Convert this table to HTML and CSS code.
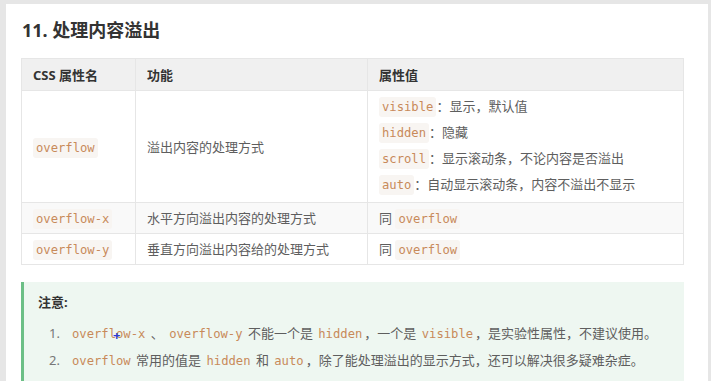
FILE: index.html
```html
<!DOCTYPE html>
<html lang="zh">
<head>
<meta charset="utf-8">
<title>处理内容溢出</title>
<link rel="stylesheet" href="styles.css">
</head>
<body>
<div class="page">
  <h2 class="title">11. 处理内容溢出</h2>
  <table class="props">
    <thead>
      <tr><th class="c1">CSS 属性名</th><th class="c2">功能</th><th class="c3">属性值</th></tr>
    </thead>
    <tbody>
      <tr class="tall">
        <td><code>overflow</code></td>
        <td>溢出内容的处理方式</td>
        <td class="vals">
          <div class="val"><code>visible</code>：显示，默认值</div>
          <div class="val"><code>hidden</code>：隐藏</div>
          <div class="val"><code>scroll</code>：显示滚动条，不论内容是否溢出</div>
          <div class="val"><code>auto</code>：自动显示滚动条，内容不溢出不显示</div>
        </td>
      </tr>
      <tr class="alt">
        <td><code>overflow-x</code></td>
        <td>水平方向溢出内容的处理方式</td>
        <td>同 <code>overflow</code></td>
      </tr>
      <tr>
        <td><code>overflow-y</code></td>
        <td>垂直方向溢出内容给的处理方式</td>
        <td>同 <code>overflow</code></td>
      </tr>
    </tbody>
  </table>
  <div class="note">
    <div class="note-title">注意:</div>
    <ol class="note-list">
      <li><code>overflow-x</code> 、 <code>overflow-y</code> 不能一个是 <code>hidden</code>，一个是 <code>visible</code>，是实验性属性，不建议使用。</li>
      <li><code>overflow</code> 常用的值是 <code>hidden</code> 和 <code>auto</code>，除了能处理溢出的显示方式，还可以解决很多疑难杂症。</li>
    </ol>
    <span class="cursor">+</span>
  </div>
</div>
</body>
</html>
```
FILE: styles.css
```css
html, body {
  margin: 0;
  padding: 0;
}
body {
  background: #e6e6e6;
  font-family: "Noto Sans", "Noto Sans CJK SC", sans-serif;
  color: #5e5e5e;
  font-size: 13px;
  overflow: hidden;
}
.page {
  margin: 4px 3px 0 6px;
  background: #fff;
  min-height: 377px;
  padding: 14px 24px 0 15px;
  box-sizing: border-box;
}
.title {
  margin: 0;
  font-size: 18px;
  line-height: 24px;
  font-weight: 700;
  color: #333;
  padding-left: 1px;
}
.props {
  margin-top: 16px;
  width: 663px;
  border-collapse: collapse;
  table-layout: fixed;
}
.props th, .props td {
  border: 1px solid #e6e6e6;
  text-align: left;
  padding: 0 11px;
  vertical-align: middle;
}
.props th {
  background: #f0f0f0;
  color: #333;
  font-weight: 700;
  height: 31px;
  line-height: 20px;
}
.c1 { width: 91px; }
.c2 { width: 209px; }
.props td {
  height: 30px;
  line-height: 20px;
}
.props tr.alt td {
  background: #f9f9f9;
}
.props td.vals {
  padding-top: 2px;
  padding-bottom: 5px;
}
.val {
  height: 26px;
  line-height: 26px;
}
code {
  font-family: "DejaVu Sans Mono", "Liberation Mono", monospace;
  font-size: 12.2px;
  line-height: 1;
  color: #c88a5a;
  background: #f8f5f2;
  padding: 3px 3px;
  border-radius: 3px;
}
.note {
  position: relative;
  margin-top: 17px;
  width: 663px;
  box-sizing: border-box;
  background: #eef7f1;
  border-left: 3px solid #6cbf86;
  padding: 10px 14px 12px 14px;
  min-height: 100px;
}
.note-title {
  font-weight: 700;
  color: #333;
  line-height: 20px;
}
.note-list {
  list-style: none;
  margin: 8px 0 0;
  padding: 0 0 0 11px;
  counter-reset: n;
}
.note-list li {
  counter-increment: n;
  height: 27px;
  line-height: 27px;
  white-space: nowrap;
}
.note-list li::before {
  content: counter(n) ".";
  display: inline-block;
  width: 21px;
  color: #777;
}
.note-list code {
  background: transparent;
  padding: 0 2px;
}
.cursor {
  position: absolute;
  left: 89px;
  top: 47px;
  color: #2b3bd8;
  font-size: 13px;
  font-weight: 700;
  line-height: 13px;
}
```
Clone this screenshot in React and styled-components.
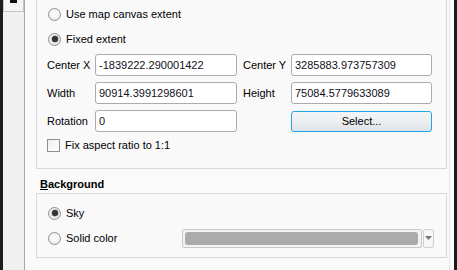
import React from 'react';
import styled, { createGlobalStyle } from 'styled-components';

const GlobalStyle = createGlobalStyle`
  html, body { margin: 0; padding: 0; background: #fafafa; }
  body { font-family: "Liberation Sans", Arial, sans-serif; font-size: 11px; color: #000; }
`;

export default function App() {
    return (
        <Page>
            <GlobalStyle />
            <Gutter />
            <SidePanel>
                <ToolButton><Glyph /></ToolButton>
            </SidePanel>

            <Main>
                <GroupBox $openTop>
                    <OptionRow><Radio /><span>Use map canvas extent</span></OptionRow>
                    <OptionRow><Radio $checked /><span>Fixed extent</span></OptionRow>

                    <FieldGrid>
                        <FieldLabel>Center X</FieldLabel>
                        <TextInput>-1839222.290001422</TextInput>
                        <FieldLabel $second>Center Y</FieldLabel>
                        <TextInput>3285883.973757309</TextInput>

                        <FieldLabel>Width</FieldLabel>
                        <TextInput>90914.3991298601</TextInput>
                        <FieldLabel $second>Height</FieldLabel>
                        <TextInput>75084.5779633089</TextInput>

                        <FieldLabel>Rotation</FieldLabel>
                        <TextInput>0</TextInput>
                        <span />
                        <PushButton>Select...</PushButton>
                    </FieldGrid>

                    <CheckRow><CheckBox /><span>Fix aspect ratio to 1:1</span></CheckRow>
                </GroupBox>

                <SectionTitle><u>B</u>ackground</SectionTitle>

                <GroupBox>
                    <OptionRow><Radio $checked /><span>Sky</span></OptionRow>
                    <OptionRow>
                        <Radio /><span>Solid color</span>
                        <ColorButton><Swatch /></ColorButton>
                        <ArrowButton>
                            <svg width="7" height="4" viewBox="0 0 7 4">
                                <path d="M0 0 H7 L3.5 4 Z" fill="#777" />
                            </svg>
                        </ArrowButton>
                    </OptionRow>
                </GroupBox>
            </Main>

            <RightRail />
            <Gutter />
        </Page>
    );
}

const borderGray = '#d9d9d9';
const inputBorder = '#a9abb0';

const Page = styled.div`
    display: flex;
    width: 457px;
    height: 270px;
    overflow: hidden;
    background: #fafafa;
`;

const Gutter = styled.div`
    width: 3px;
    flex: none;
    background: #1c1c1c;
`;

const SidePanel = styled.div`
    width: 21px;
    flex: none;
    background: #f0f0f0;
    border-right: 1px solid #a8a8a8;
`;

const ToolButton = styled.div`
    height: 11px;
    border: 1px solid #c4c4c4;
    border-top: none;
    background: #f4f4f4;
    display: flex;
    justify-content: center;
`;

const Glyph = styled.div`
    width: 7px;
    height: 3px;
    background: #111;
`;

const Main = styled.div`
    flex: none;
    width: 411px;
    padding: 0 2px 0 11px;
    display: flex;
    flex-direction: column;
`;

const RightRail = styled.div`
    flex: 1;
    border-left: 1px solid #e6e6e6;
    background: #fcfcfc;
`;

const GroupBox = styled.div`
    border: 1px solid ${borderGray};
    border-top: ${p => (p.$openTop ? 'none' : `1px solid ${borderGray}`)};
    padding: ${p => (p.$openTop ? '4px 12px 13px 10px' : '9px 12px 9px 10px')};
    display: flex;
    flex-direction: column;
    gap: 6px;
    background: #f9f9f9;
`;

const OptionRow = styled.div`
    height: 20px;
    display: flex;
    align-items: center;
    padding-left: 1px;

    & + & { margin-top: -1px; }
`;

const Radio = styled.span`
    width: 13px;
    height: 13px;
    box-sizing: border-box;
    border-radius: 50%;
    border: 1px solid #8f8f8f;
    background: radial-gradient(circle at 50% 45%, #ffffff 0%, #f2f2f2 55%, #dcdcdc 100%);
    margin-right: 5px;
    display: inline-flex;
    align-items: center;
    justify-content: center;
    flex: none;

    &::after {
        content: '';
        width: 6px;
        height: 6px;
        border-radius: 50%;
        background: ${p => (p.$checked ? '#333' : 'transparent')};
        box-shadow: ${p => (p.$checked ? '0 0 1px 0.5px #8a8a8a' : 'none')};
    }
`;

const FieldGrid = styled.div`
    display: grid;
    grid-template-columns: 48px 142px 54px 141px;
    grid-auto-rows: 22px;
    row-gap: 6px;
    align-items: center;
    margin-top: -1px;
`;

const FieldLabel = styled.span`
    padding-left: ${p => (p.$second ? '6px' : '0')};
    white-space: nowrap;
`;

const TextInput = styled.div`
    height: 22px;
    box-sizing: border-box;
    border: 1px solid ${inputBorder};
    border-radius: 3px;
    background: #fff;
    padding: 0 3px;
    display: flex;
    align-items: center;
    color: #101018;
`;

const PushButton = styled.div`
    height: 21px;
    box-sizing: border-box;
    border: 1px solid #1ea4e9;
    border-radius: 3px;
    background: linear-gradient(#f4f5f6 0%, #eceef0 50%, #dfe3e7 100%);
    display: flex;
    align-items: center;
    justify-content: center;
`;

const CheckRow = styled.div`
    height: 20px;
    display: flex;
    align-items: center;
    margin-top: -3px;
`;

const CheckBox = styled.span`
    width: 13px;
    height: 13px;
    box-sizing: border-box;
    border: 1px solid #8f8f8f;
    background: linear-gradient(135deg, #f0f0f0, #ffffff);
    margin-right: 5px;
    flex: none;
`;

const SectionTitle = styled.div`
    font-weight: bold;
    height: 12px;
    line-height: 12px;
    padding-left: 4px;
    margin: 9px 0 3px;
`;

const ColorButton = styled.div`
    margin-left: auto;
    width: 240px;
    height: 19px;
    box-sizing: border-box;
    border: 1px solid #c9c9c9;
    border-radius: 2px;
    background: #f3f3f3;
    padding: 2px 3px 2px 2px;
    display: flex;
`;

const Swatch = styled.div`
    flex: 1;
    border-radius: 3px;
    background: #ababab;
`;

const ArrowButton = styled.div`
    width: 11px;
    height: 19px;
    margin-left: 1px;
    box-sizing: border-box;
    border: 1px solid #cfcfcf;
    border-radius: 2px;
    background: #f6f6f6;
    display: flex;
    align-items: center;
    justify-content: center;
`;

• Exercise brief:
Copy each line of the listing that holds the word "table".

• Solved exercise:
Convert this table to HTML and CSS code.
  <table class="props">
  </table>
  table-layout: fixed;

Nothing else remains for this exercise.